The two files I downloaded are easy_ham (which contains 2,551 email files) and spam (which contains 501 email files). I will be downloading the files, detail the cleaning process, creation of the Corpus, and Document Term Matrix. Once the files are in the correct format, I will then build and test a Naives Bayes classifier to detect spam and ham emails.
library(tidyverse)
library(stringr)
library(knitr)
library(tidytext)
library(tidyr)
library(magrittr)
library(quanteda)
library(tm)
library(e1071)
library(wordcloud)
Due to the large amount of files, I will be downloading the files
directly from the website, load them to my direct drive, unzip the files
and assign them to the objects ham_loc, and
spam_loc.
# load spam and ham dataset into object
easyham_url <- "https://spamassassin.apache.org/old/publiccorpus/20021010_easy_ham.tar.bz2"
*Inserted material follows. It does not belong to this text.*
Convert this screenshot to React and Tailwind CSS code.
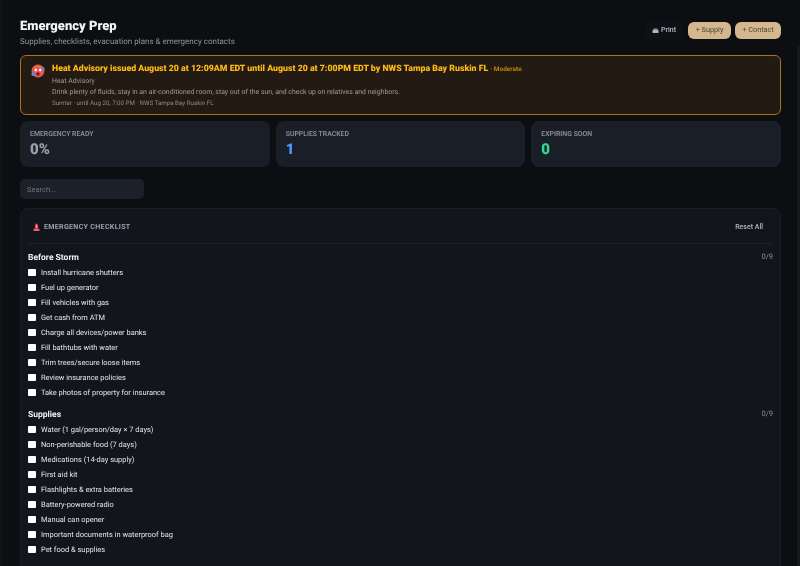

spam_url <- "https://spamassassin.apache.org/old/publiccorpus/20030228_spam.tar.bz2"
# download data into local drive
download.file(easyham_url, destfile = "ham")
download.file(spam_url, destfile = "spam")
In the code below, I am extracting the name of every file from my
datasets, separating them into the objects filenames_ham
and filenames_spam. This will allow me to later utilize the
function readLines to read each message contained in the
objects ham_loc, and spam_loc.
# read file names from Spam and Ham dataset
filenames_ham <- list.files(ham_loc, pattern = "*.*", full.names = TRUE)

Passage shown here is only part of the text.